Murder Hornets have arrived in America. Not sure how they got past the wall.
[On a Ferris wheel]
Him *kisses her* this is so perfect!
Her *kisses him back* and so romantic!
Me: It’s weird these things have 3 seats
Every day I go to work and draw a little tick on everyone who didn’t say goodbye to me the day before.
on week two of rinsing out an empty jar of peanut butter for recycling, almost there
DID YOU KNOW: If every person on the planet lined up along the Earth’s equator, most of them would drown.
Me: Sorry I called out the wrong name just now
Woman: Okay but still, what the hell
Bloody Mary: Oh gross, am I in a ceiling mirror
once I asked my parents if they had any ghost stories, and my mom was like “well, we used to live in a farmhouse with a faucet that always leaked.” and then my dad said “one time I saw the devil”
Never carry too many grudges at once, make a few trips so you don’t throw your back out.
First Obama came for my guns. Then he came for my knives. Then he came for my dinette set. Then he redecorated the whole place. It’s lovely.
Google Moon is NOT what I thought it would be.
*pulls up pants
I wish people would move over a bit in their selfies. We’re redecorating a bathroom and looking for ideas.
Mistakenly punched premium at the gas pump today and now I have to sell one of my kids to the circus.
Day One, living in one of those tiny houses: “Well, isn’t this quaint?”
Day Two: Murder
A health scare but it’s just someone putting a salad in front of me.
Did you guys hear about the football player who hits women? No the other one. No the other one.
Interviewer: and finally, why do you want to become a police officer.
Me: [thinking of all the awesome parties i’ll finally get called to] help the community obviously
I was driving home the other day, when suddenly a group of robbers jumped in and stole everything. They were pirates of the car I be in.

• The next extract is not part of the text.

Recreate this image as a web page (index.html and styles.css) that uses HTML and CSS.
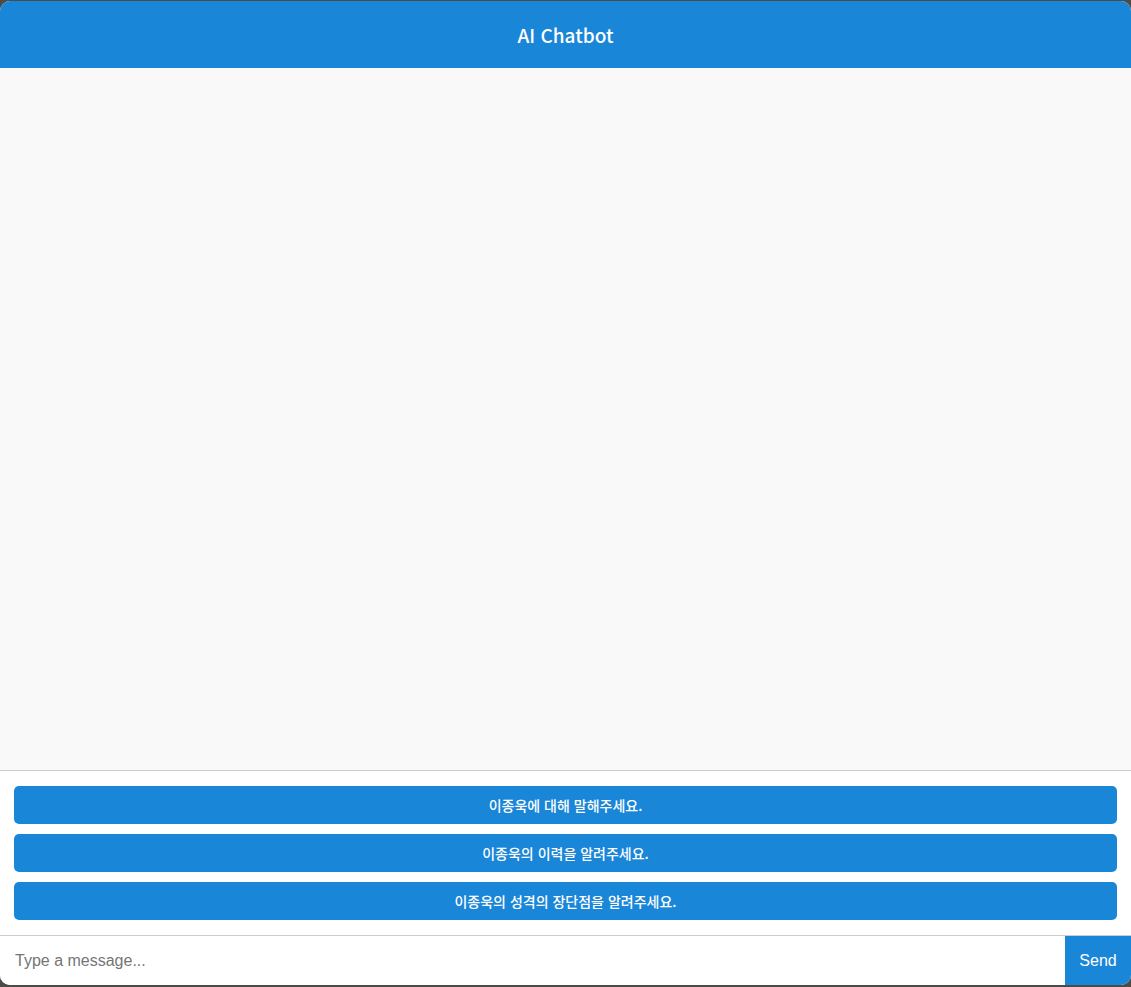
FILE: index.html
```html
<!DOCTYPE html>
<html lang="ko">
<head>
    <meta charset="UTF-8">
    <meta name="viewport" content="width=device-width, initial-scale=1.0">
    <title>AI Chatbot</title>
    <link rel="stylesheet" href="styles.css">
</head>
<body>
    <div class="chat-container">
        <div class="chat-header">AI Chatbot</div>
        <div class="chat-messages" id="messages"></div>
        <div class="suggestions">
            <button class="suggestion">이종욱에 대해 말해주세요.</button>
            <button class="suggestion">이종욱의 이력을 알려주세요.</button>
            <button class="suggestion">이종욱의 성격의 장단점을 알려주세요.</button>
        </div>
        <div class="chat-input">
            <input type="text" id="userInput" placeholder="Type a message...">
            <button class="send" id="sendBtn">Send</button>
        </div>
    </div>
</body>
</html>
```

FILE: styles.css
```css
body {
    margin: 0;
    padding-top: 1px;
    background: #4b4b48;
    font-family: "Noto Sans CJK KR", "Noto Sans", sans-serif;
    height: 986px;
    overflow: hidden;
}
.chat-container {
    height: 984px;
    display: flex;
    flex-direction: column;
    background-color: #fff;
    border-radius: 10px;
    overflow: hidden;
}
.chat-header {
    height: 67px;
    display: flex;
    align-items: center;
    justify-content: center;
    background-color: #1a86d8;
    color: #fff;
    font-size: 19px;
    font-weight: 500;
}
.chat-messages {
    flex: 1;
    background-color: #f9f9f9;
    border-bottom: 1px solid #ccc;
}
.suggestions {
    display: flex;
    flex-direction: column;
    gap: 10px;
    padding: 15px 14px 15px;
    border-bottom: 1px solid #ccc;
}
.suggestion {
    height: 38px;
    border: none;
    border-radius: 5px;
    background-color: #1a86d8;
    color: #fff;
    font-family: "Noto Sans CJK KR", sans-serif;
    font-size: 14px;
    font-weight: 500;
    cursor: pointer;
}
.chat-input {
    display: flex;
    height: 49px;
}
.chat-input input {
    flex: 1;
    border: none;
    outline: none;
    padding: 0 15px;
    font-family: "Liberation Sans", Arial, sans-serif;
    font-size: 16px;
    color: #333;
}
.chat-input input::placeholder {
    color: #757575;
}
.send {
    width: 66px;
    border: none;
    background-color: #1a86d8;
    color: #fff;
    font-family: "Liberation Sans", Arial, sans-serif;
    font-size: 16px;
    cursor: pointer;
}
```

Zeus: And I will call it, “Pegasus”
Me: *Crossing out “Mareplane”* Oh yeah no that’s great
Ever realize the only thing stopping you from a life of crime is a good night’s sleep? Anyway, I slept well.
I’ve heard parents say they don’t enjoy playing with their kids but I play all kinds of fun games with mine like..
-who gets to microwave mommy’s coffee?
-whoever finds the remote first can watch a show after I do
-whoever fills mommy’s water gets to be my favorite for the day
Me, “Alexa, make all these people leave my house.”
Alexa, “Playing Nickelback.”
ME, 10: I want a big mansion
ME, 20: I want a cool apartment
ME, 30: I want a small hut that stands on chicken legs & has been hidden away deep in the forest
I was 16 when I first saw a dream-catcher, but back then everyone called them school careers advisors
Me: your honor, my client is criminally insane
Judge: you’re representing yourself
*seductively winces due to lower back pain
Guy cuts me off in traffic.
I give him the finger.
He gives me the finger.
I give him my number.
We’re married now.
if zombies drank more water their skin would look way healthier than that.